For Wednesday’s update on COVID-19 numbers in New York, the governor provided the following data:
Today’s data is summarized briefly below:
- Test Results Reported – 142,770
- Total Positive – 1,431
- Percent Positive – 1.00%
- 7-Day Average Percent Positive – 1.06%
- Patient Hospitalization – 1,521 (-64)
- Net Change Patient Hospitalization Past Week – -407
- Patients Newly Admitted – 205
- Number ICU – 362 (-25)
- Number ICU with Intubation – 209 (-14)
- Total Discharges – 180,300 (217)
- Deaths – 21
- Total Deaths – 42,524
Each region’s 7-day average percentage of positive test results reported over the last three days is as follows:
|Central New York||1.37%||1.38%||1.43%|
|New York City||0.91%||0.88%||0.86%|
|Western New York||1.86%||1.74%||1.71%|
“New York is making tremendous strides in beating back COVID – our positivity rates are the lowest we’ve seen in months and more than 10 million New Yorkers have received at least one dose of the vaccine,” Governor Cuomo said in a Wednesday press release. “This progress has been a function of the hard work and dedication shown by New Yorkers throughout this entire pandemic, and it’s because of that progress that we are able to ease restrictions on businesses and lift mask and social distancing requirements for vaccinated individuals in most public places. This is a huge milestone in our reopening and our efforts to build New York back better and stronger, but we must remain vigilant and work even harder to get every single eligible New Yorker vaccinated if we want to defeat COVID once and for all.”
As of Wednesday afternoon, New York’s vaccination progress is as follows:
- Total doses administered – 17,854,772
- Total doses administered over past 24 hours – 109,748
- Total doses administered over past 7 days – 800,437
- Percent of New Yorkers ages 18 and older with at least one vaccine dose – 62.2%
- Percent of New Yorkers ages 18 and older with completed vaccine series – 53.0%
- Percent of all New Yorkers with at least one vaccine dose – 50.5%
- Percent of all New Yorkers with completed vaccine series – 42.5%
According to the CDC, if you’ve been fully vaccinated:
- You can resume activities that you did prior to the pandemic.
- You can resume activities without wearing a mask or staying 6 feet apart, except where required by federal, state, local, tribal, or territorial laws, rules, and regulations, including local business and workplace guidance.
- If you travel in the United States, you do not need to get tested before or after travel or self-quarantine after travel.

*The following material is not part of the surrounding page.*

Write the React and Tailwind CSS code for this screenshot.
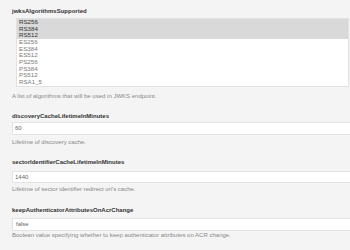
export default function App() {
  const selected = ["RS256", "RS384", "RS512"];
  const rest = ["ES256", "ES384", "ES512", "PS256", "PS384", "PS512", "RSA1_5"];
  return (
    <div className="w-[350px] h-[250px] overflow-hidden bg-[#f4f4f4] font-['Liberation_Sans',Arial,sans-serif] pl-[12px] pt-[8px]">
      <div className="text-[6px] leading-[7px] font-bold text-[#333]">jwksAlgorithmsSupported</div>
      <div className="mt-[3px] ml-[4px] mr-[1px] border border-[#e2e2e2] bg-white">
        <div className="bg-[#d9d9d9]">
          {selected.map((o) => (
            <div key={o} className="h-[6.67px] leading-[6.67px] text-[6.2px] pl-[2px] text-[#333]">
              {o}
            </div>
          ))}
        </div>
        {rest.map((o) => (
          <div key={o} className="h-[6.67px] leading-[6.67px] text-[6.2px] pl-[2px] text-[#7a7a7a]">
            {o}
          </div>
        ))}
      </div>
      <div className="mt-[6px] text-[6px] leading-[7px] text-[#888]">A list of algorithms that will be used in JWKS endpoint.</div>

      <div className="mt-[13px] text-[6px] leading-[7px] font-bold text-[#333]">discoveryCacheLifetimeInMinutes</div>
      <div className="mt-[2.5px] h-[13px] border-y border-l border-[#e2e2e2] bg-white pl-[2px] text-[6px] leading-[11px] text-[#666]">60</div>
      <div className="mt-[4px] text-[6px] leading-[7px] text-[#888]">Lifetime of discovery cache.</div>

      <div className="mt-[12.5px] text-[6px] leading-[7px] font-bold text-[#333]">sectorIdentifierCacheLifetimeInMinutes</div>
      <div className="mt-[5px] h-[12px] border-y border-l border-[#e2e2e2] bg-white pl-[2px] text-[6px] leading-[10px] text-[#666]">1440</div>
      <div className="mt-[3.5px] text-[6px] leading-[7px] text-[#888]">Lifetime of sector identifier redirect uri's cache.</div>

      <div className="mt-[14px] text-[6px] leading-[7px] font-bold text-[#333]">keepAuthenticatorAttributesOnAcrChange</div>
      <div className="mt-[3.5px] h-[13px] border-y border-l border-[#e2e2e2] bg-white pl-[3px] text-[6px] leading-[11px] text-[#666]">false</div>
      <div className="mt-[1.5px] text-[6px] leading-[7px] text-[#888]">Boolean value specifying whether to keep authenticator attributes on ACR change.</div>
    </div>
  );
}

- You need to pay close attention to the situation at your international destination before traveling outside the United States.
- You do NOT need to get tested before leaving the United States unless your destination requires it.
- You still need to show a negative test result or documentation of recovery from COVID-19 before boarding an international flight to the United States.
- You should still get tested 3-5 days after international travel.
- You do NOT need to self-quarantine after arriving in the United States.
- If you’ve been around someone who has COVID-19, you do not need to stay away from others or get tested unless you have symptoms.
- However, if you live or work in a correctional or detention facility or a homeless shelter and are around someone who has COVID-19, you should still get tested, even if you don’t have symptoms.